Once more capitalizing on her own experiences, Stowe wrote a semi-autobiographical Florida series, Palmetto Leaves (1872), with the goal to promote regional tourism, therefore bolstering the local economy. These chapters reveal the limits of her abolitionist beliefs; in them we understand that the same celebrity who advocated for racial equity is also someone who did not see Blacks as equals, particularly formerly enslaved people. African-American characters, such as ‘Old Cudjo’ and Dinah, are based on lazy and uneducated racial stereotypes unable to help themselves (like Topsy in Uncle Tom’s Cabin). Using metaphors to connect the wild natural landscape to formerly enslaved people’s physical strength and aptitude for manual labor, Stowe followed the white trend of backing away from racial equality with the end of Reconstruction. Her reversion to these stereotypes come as a baffling contrast to her bold proclamations against racism.
Safe Nostalgia
Throughout her career of writing for positive change, Stowe also wrote a series of New England novels as a baseline for financial security.
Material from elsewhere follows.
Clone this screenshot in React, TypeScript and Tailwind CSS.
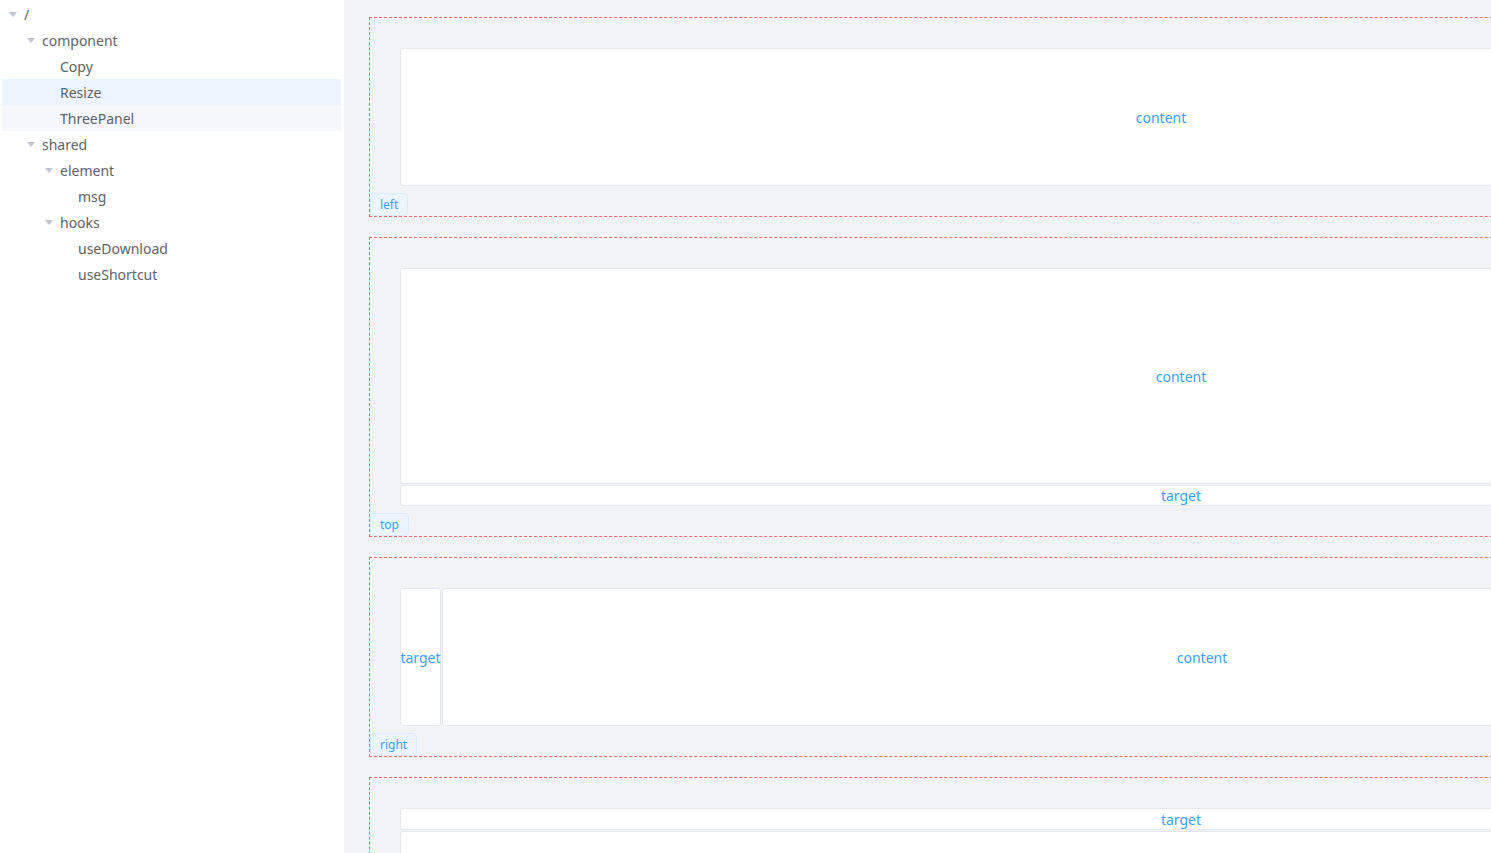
import React from "react";

type Node = { label: string; depth: number; caret: boolean; state?: "current" | "hover" };

const nodes: Node[] = [
  { label: "/", depth: 0, caret: true },
  { label: "component", depth: 1, caret: true },
  { label: "Copy", depth: 2, caret: false },
  { label: "Resize", depth: 2, caret: false, state: "current" },
  { label: "ThreePanel", depth: 2, caret: false, state: "hover" },
  { label: "shared", depth: 1, caret: true },
  { label: "element", depth: 2, caret: true },
  { label: "msg", depth: 3, caret: false },
  { label: "hooks", depth: 2, caret: true },
  { label: "useDownload", depth: 3, caret: false },
  { label: "useShortcut", depth: 3, caret: false },
];

function Caret({ show }: { show: boolean }) {
  return (
    <span className="w-[22px] h-full flex items-center justify-center shrink-0">
      {show && (
        <svg width="8" height="5" viewBox="0 0 8 5">
          <path d="M0 0 L8 0 L4 5 Z" fill="#c0c4cc" />
        </svg>
      )}
    </span>
  );
}

function Tree() {
  return (
    <div className="w-[344px] shrink-0 bg-white pt-[1px] pl-[2px] pr-[3px] h-full">
      {nodes.map((n) => (
        <div
          key={n.label}
          className={
            "h-[26px] flex items-center text-[14px] text-[#606266] " +
            (n.state === "current" ? "bg-[#ecf4fe]" : n.state === "hover" ? "bg-[#f5f7fa]" : "")
          }
          style={{ paddingLeft: n.depth * 18 }}
        >
          <Caret show={n.caret} />
          <span className="leading-none mt-[2px]">{n.label}</span>
        </div>
      ))}
    </div>
  );
}

function Box({ className, label }: { className: string; label?: string }) {
  return (
    <div
      className={
        "bg-white border border-[#e4e7ed] rounded-[3px] flex items-center justify-center text-[#409eff] text-[14px] " +
        className
      }
    >
      {label}
    </div>
  );
}

function Section({ tag, children }: { tag: string; children: React.ReactNode }) {
  return (
    <div className="relative w-[1624px] shrink-0 border border-dashed border-[#f56c6c] p-[30px] mb-5">
      {children}
      {tag && (
        <span className="absolute left-0 bottom-0 h-[23px] px-[9px] flex items-center bg-[#ecf5ff] border border-[#d9ecff] rounded-[4px] text-[12px] text-[#409eff]">
          {tag}
        </span>
      )}
    </div>
  );
}

export default function App() {
  return (
    <div
      className="flex w-[1491px] h-[853px] overflow-hidden"
      style={{ fontFamily: '"Noto Sans", "Open Sans", sans-serif' }}
    >
      <Tree />
      <div className="flex-1 bg-[#f2f3f5] pl-[25px] pt-[17px] overflow-hidden">
        <Section tag="left">
          <div className="flex gap-[1px] h-[138px]">
            <Box className="flex-1" label="content" />
            <Box className="w-[39px]" />
          </div>
        </Section>
        <Section tag="top">
          <div className="flex flex-col gap-[1px]">
            <Box className="h-[216px]" label="content" />
            <Box className="h-[21px]" label="target" />
          </div>
        </Section>
        <Section tag="right">
          <div className="flex gap-[1px] h-[138px]">
            <Box className="w-[41px]" label="target" />
            <Box className="flex-1" label="content" />
          </div>
        </Section>
        <Section tag="bottom">
          <div className="flex flex-col gap-[1px]">
            <Box className="h-[22px]" label="target" />
            <Box className="h-[216px]" label="content" />
          </div>
        </Section>
      </div>
    </div>
  );
}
These works are happy reminiscences of her childhood experiences, born of a generation just after the American Revolution. Promoting the value of close-knit families and communities, self-reliance and invention, they were easy material for Stowe to produce for a family audience. Old Town Folks (1869), Sam Lawson’s Old Town Fireside Stories (1871), and the semi-autobiographical Poganuc People (1878) are nostalgic, not activist, works of fiction. Sadly, Stowe’s critics were not impressed with recycled plotlines and visiting the past, which Stowe seemed to take in stride, if this reaction to a negative review in The Nation is any indication:
The Nation has come out with a wild mad rave about Old Town folks the general drift of which is that there is nothing in it — not a character and never was in any thing I ever wrote and that they are tired and sick of it and vote it a bore – there’s criticism for you!… (Letter by H.B. Stowe to Annie Fields, May 9, 1869)
When Stowe fell out of public favor in 1869 with the Byron scandal, she easily transitioned to this safe genre. However, by that point, it was too late — the next generation had moved on. Authors like Bret Harte, William Dean Howells, and neighbor Mark Twain’s new masculine-based literature reflected the cultural change of economic and industrial expansion, and the move away from “do-gooding” women authors of the mid-19th century like Stowe.
Harriet Beecher Stowe was a writer whose beginning and end lies in Hartford. From her privileged home and authorial space, she chose to speak out against oppression instead of solely relying on her mainstay literary genres. Her work is not perfect, a product of her white privileges and racial prejudices. Stowe’s struggles to improve society, however, are reflective of our national identity and character — embracing this imperfect union in our own time with hope that our work will benefit the future.
Anthology Selections
Uncle Tom’s Cabin
“Think Not All Is Over,” from Religious Poems
HFS Gazette selection
Woman’s Sphere from The Chimney-Corner, see Reik’s HBS Reader, Stowe-Day Foundation, 1993; pgs. 399-424
The True Story of Lady Byron’s Life
Palmetto Leaves
Poganuc People (excerpts)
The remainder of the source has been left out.